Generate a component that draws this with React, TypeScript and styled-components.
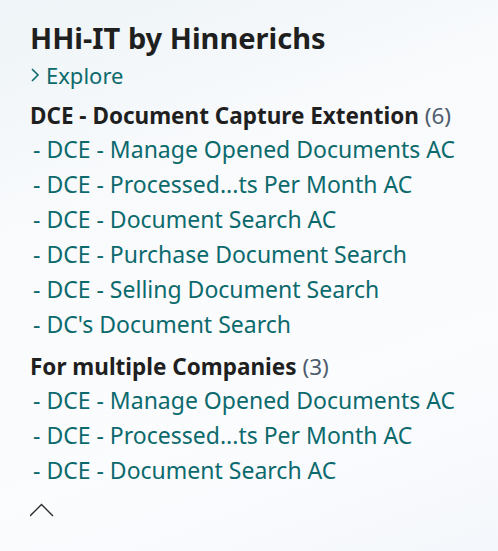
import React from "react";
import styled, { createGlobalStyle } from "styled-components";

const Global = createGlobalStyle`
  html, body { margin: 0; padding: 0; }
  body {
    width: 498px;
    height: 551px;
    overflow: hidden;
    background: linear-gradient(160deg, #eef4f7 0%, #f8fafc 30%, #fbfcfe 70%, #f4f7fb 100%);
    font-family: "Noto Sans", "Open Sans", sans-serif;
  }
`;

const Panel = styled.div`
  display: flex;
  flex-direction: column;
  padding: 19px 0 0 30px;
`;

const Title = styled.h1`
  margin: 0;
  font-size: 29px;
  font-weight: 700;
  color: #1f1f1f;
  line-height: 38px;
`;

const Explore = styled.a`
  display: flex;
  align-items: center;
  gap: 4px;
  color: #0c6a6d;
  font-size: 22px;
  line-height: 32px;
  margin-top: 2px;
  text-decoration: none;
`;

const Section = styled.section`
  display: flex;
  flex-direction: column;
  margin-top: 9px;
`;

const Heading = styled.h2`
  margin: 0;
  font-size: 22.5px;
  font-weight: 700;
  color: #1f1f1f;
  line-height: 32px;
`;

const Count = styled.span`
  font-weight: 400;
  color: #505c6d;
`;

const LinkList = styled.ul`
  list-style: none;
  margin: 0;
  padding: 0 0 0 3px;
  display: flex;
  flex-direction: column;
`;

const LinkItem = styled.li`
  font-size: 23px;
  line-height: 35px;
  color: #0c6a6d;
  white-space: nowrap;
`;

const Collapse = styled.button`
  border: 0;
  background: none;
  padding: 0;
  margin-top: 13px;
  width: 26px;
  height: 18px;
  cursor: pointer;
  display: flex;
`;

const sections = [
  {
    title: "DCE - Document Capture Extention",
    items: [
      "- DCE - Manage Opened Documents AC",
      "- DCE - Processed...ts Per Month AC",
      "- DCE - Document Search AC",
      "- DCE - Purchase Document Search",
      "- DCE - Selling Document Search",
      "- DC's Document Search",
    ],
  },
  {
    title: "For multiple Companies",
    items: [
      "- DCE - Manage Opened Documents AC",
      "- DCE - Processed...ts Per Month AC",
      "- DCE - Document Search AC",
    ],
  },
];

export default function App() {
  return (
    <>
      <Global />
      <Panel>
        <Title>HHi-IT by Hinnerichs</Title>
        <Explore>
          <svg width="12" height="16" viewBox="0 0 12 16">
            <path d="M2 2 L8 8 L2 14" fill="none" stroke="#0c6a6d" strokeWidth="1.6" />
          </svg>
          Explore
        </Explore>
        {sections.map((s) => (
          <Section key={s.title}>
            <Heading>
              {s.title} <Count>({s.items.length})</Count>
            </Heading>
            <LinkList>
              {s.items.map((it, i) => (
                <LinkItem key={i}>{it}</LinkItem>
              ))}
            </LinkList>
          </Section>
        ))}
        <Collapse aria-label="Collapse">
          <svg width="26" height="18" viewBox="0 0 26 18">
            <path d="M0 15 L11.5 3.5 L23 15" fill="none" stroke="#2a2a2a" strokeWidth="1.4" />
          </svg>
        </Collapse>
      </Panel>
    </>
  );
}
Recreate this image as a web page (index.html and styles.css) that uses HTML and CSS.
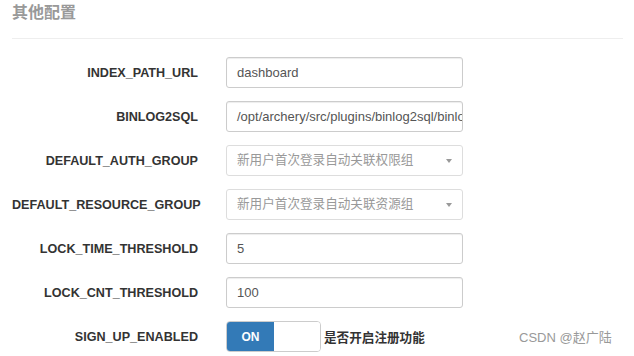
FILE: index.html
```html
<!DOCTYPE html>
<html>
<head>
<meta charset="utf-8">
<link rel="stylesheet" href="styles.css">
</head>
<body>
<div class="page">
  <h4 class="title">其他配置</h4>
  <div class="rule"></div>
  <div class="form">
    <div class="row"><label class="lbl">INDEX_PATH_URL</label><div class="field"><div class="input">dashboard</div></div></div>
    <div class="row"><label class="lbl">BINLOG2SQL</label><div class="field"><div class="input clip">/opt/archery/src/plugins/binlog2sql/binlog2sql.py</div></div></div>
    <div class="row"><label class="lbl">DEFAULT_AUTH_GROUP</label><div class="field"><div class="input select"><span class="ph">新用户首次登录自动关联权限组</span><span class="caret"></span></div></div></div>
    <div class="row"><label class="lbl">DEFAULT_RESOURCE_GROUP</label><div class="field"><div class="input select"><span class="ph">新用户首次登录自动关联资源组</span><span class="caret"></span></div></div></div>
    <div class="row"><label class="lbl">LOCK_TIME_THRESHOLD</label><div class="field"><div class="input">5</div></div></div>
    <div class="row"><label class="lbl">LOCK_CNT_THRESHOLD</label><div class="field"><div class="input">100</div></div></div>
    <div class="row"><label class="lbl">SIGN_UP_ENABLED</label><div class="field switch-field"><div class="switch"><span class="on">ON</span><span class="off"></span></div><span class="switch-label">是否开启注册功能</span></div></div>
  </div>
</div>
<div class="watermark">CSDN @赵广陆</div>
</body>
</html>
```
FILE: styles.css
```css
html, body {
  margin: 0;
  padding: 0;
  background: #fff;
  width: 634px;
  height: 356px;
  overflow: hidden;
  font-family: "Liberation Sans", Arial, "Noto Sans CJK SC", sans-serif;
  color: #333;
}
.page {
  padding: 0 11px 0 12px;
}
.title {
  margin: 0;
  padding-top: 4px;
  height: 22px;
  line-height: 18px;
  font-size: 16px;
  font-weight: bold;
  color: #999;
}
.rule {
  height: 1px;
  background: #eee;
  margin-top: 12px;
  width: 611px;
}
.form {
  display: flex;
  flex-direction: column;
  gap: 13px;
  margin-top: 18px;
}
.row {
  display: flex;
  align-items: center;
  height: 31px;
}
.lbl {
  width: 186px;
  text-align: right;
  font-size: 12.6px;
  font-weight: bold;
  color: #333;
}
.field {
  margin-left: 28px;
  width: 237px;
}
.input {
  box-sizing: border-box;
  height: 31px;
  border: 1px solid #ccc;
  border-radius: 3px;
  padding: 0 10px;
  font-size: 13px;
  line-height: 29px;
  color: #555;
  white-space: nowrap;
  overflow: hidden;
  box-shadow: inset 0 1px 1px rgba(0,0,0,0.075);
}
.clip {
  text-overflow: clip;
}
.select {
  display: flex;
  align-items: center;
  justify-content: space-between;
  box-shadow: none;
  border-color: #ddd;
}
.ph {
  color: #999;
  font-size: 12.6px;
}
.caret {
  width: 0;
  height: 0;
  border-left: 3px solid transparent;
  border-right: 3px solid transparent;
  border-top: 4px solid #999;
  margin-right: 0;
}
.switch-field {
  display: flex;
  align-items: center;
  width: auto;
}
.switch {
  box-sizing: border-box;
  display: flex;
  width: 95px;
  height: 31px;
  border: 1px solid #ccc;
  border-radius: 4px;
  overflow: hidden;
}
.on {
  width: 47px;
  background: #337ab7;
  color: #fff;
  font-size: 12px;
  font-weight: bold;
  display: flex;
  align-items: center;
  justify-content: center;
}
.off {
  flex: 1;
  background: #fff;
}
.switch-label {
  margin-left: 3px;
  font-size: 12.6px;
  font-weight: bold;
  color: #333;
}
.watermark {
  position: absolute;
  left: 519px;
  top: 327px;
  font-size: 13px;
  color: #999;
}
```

* * *

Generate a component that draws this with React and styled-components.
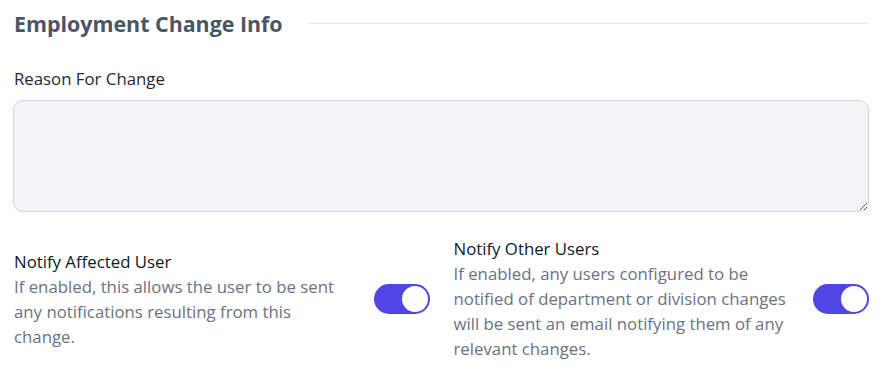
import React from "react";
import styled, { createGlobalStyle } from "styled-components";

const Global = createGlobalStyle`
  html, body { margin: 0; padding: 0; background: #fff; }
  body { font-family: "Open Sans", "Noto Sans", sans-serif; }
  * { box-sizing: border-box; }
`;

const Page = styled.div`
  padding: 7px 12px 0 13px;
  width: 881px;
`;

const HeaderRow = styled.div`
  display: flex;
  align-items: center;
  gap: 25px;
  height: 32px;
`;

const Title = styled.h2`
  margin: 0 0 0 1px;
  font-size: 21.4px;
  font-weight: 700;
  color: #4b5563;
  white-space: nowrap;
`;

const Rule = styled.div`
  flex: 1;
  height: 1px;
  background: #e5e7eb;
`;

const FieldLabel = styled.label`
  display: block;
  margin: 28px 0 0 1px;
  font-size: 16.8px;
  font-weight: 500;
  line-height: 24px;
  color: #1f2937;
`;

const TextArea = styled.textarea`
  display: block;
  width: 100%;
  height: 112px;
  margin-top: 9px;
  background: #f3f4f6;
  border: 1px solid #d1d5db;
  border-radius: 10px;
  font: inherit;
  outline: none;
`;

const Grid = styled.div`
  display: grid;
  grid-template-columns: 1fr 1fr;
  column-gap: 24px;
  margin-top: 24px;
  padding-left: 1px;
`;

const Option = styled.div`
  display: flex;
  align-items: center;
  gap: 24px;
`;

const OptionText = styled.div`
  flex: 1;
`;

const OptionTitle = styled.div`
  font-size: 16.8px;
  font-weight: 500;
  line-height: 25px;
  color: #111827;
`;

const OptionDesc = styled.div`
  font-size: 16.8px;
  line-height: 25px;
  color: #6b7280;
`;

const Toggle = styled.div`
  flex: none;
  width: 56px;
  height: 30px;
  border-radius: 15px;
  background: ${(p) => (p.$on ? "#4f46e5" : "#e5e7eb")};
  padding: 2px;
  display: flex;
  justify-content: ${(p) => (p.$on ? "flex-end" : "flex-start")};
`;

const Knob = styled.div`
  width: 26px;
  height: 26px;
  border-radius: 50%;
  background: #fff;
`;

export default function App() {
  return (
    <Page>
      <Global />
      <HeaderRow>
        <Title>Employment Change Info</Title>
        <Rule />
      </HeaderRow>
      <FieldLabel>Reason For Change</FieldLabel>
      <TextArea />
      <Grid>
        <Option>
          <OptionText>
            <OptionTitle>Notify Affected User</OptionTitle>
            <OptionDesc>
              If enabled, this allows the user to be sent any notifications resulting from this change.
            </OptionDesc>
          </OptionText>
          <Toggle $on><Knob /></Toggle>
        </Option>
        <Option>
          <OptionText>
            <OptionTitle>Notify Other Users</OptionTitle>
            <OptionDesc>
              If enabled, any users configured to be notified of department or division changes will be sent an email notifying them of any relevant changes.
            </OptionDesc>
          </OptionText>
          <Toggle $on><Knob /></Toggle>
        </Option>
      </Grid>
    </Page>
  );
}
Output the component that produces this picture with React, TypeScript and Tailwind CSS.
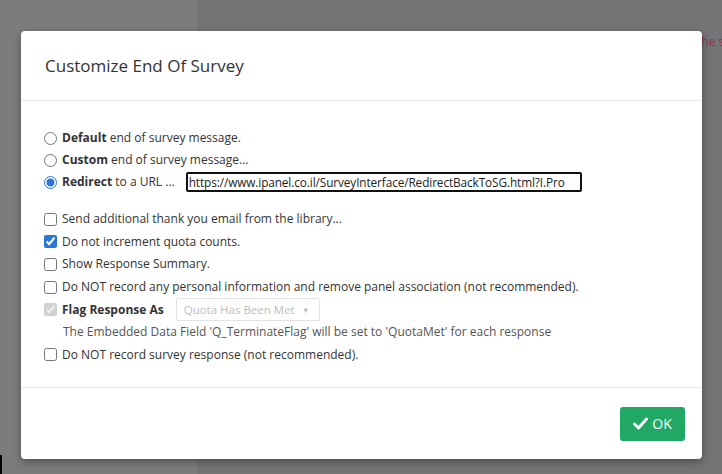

* * *

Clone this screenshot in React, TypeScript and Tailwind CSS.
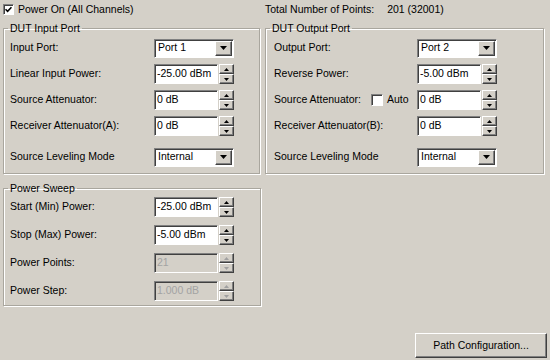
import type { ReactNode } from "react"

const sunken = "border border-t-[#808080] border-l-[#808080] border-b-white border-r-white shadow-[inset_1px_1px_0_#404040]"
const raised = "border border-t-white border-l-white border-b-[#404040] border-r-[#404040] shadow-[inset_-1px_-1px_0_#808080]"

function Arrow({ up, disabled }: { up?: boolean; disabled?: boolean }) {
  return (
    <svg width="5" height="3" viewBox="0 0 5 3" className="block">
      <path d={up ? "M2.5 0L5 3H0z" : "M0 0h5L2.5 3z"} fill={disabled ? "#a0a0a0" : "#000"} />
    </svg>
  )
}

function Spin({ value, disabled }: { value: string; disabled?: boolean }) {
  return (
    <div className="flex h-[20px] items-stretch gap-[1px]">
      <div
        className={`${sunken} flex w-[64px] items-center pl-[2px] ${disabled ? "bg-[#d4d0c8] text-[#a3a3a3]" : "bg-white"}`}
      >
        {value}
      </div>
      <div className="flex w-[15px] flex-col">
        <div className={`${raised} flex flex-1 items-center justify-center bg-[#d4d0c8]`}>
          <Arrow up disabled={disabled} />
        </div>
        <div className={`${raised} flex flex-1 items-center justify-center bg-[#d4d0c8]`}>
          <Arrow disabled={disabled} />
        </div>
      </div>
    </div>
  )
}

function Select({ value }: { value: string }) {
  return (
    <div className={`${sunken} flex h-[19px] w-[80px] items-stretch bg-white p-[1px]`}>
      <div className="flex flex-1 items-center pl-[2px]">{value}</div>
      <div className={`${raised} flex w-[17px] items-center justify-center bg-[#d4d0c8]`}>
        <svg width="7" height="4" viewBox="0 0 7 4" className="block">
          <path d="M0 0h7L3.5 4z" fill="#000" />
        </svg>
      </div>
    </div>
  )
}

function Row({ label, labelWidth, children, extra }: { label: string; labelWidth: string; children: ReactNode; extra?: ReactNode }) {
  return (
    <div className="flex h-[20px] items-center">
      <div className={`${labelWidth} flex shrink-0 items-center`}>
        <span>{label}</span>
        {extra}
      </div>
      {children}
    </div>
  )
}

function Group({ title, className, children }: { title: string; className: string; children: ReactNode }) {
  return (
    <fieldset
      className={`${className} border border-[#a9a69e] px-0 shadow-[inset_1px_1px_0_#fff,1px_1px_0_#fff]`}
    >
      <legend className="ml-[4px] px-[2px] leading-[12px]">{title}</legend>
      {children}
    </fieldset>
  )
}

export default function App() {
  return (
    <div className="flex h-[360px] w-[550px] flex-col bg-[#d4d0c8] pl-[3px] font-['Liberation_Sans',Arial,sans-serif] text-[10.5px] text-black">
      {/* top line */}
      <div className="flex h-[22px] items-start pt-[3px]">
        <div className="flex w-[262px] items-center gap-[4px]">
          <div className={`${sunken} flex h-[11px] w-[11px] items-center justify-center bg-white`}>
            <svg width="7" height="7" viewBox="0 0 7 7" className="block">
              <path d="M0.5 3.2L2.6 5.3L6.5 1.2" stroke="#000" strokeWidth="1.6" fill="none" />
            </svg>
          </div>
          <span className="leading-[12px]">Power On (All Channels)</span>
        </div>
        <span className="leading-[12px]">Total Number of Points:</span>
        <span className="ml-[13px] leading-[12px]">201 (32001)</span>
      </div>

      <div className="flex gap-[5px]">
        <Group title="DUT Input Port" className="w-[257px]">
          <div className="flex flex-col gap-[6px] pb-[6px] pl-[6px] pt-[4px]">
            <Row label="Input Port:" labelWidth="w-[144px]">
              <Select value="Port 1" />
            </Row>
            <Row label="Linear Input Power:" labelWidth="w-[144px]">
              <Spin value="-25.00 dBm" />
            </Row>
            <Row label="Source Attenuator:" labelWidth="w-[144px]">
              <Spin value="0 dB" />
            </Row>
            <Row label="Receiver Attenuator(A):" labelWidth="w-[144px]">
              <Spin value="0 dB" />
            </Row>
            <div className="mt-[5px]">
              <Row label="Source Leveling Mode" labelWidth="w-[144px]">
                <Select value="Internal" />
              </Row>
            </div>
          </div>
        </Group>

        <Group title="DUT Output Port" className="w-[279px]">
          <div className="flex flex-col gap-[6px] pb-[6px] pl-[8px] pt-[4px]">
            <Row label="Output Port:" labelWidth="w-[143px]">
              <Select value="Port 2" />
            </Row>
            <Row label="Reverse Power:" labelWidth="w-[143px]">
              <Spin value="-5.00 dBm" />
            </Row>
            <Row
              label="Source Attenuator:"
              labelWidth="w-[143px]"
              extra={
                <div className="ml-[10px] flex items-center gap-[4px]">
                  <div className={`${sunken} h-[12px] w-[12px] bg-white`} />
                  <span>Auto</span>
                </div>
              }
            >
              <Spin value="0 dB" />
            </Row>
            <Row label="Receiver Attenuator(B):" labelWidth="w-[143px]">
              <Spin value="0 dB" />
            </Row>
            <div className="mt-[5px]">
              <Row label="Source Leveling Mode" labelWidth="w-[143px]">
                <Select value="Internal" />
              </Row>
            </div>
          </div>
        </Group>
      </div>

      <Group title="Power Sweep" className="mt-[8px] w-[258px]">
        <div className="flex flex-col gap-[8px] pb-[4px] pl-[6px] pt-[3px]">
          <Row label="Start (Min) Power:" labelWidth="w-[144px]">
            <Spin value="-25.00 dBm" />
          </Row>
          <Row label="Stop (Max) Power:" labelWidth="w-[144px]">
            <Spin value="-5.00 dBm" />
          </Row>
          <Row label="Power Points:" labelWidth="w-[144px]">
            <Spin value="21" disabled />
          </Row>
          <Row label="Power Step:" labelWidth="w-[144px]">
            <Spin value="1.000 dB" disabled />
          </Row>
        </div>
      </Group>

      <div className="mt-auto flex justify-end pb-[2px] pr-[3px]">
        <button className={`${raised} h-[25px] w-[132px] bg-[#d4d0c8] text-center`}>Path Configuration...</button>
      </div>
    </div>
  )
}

[Aim of the exercise] In the entries above, find every line holding the word "components" and copy it out.

[Solution to this problem]
Generate a component that draws this with React, TypeScript and styled-components.
import styled, { createGlobalStyle } from "styled-components";
Generate a component that draws this with React and styled-components.
import styled, { createGlobalStyle } from "styled-components";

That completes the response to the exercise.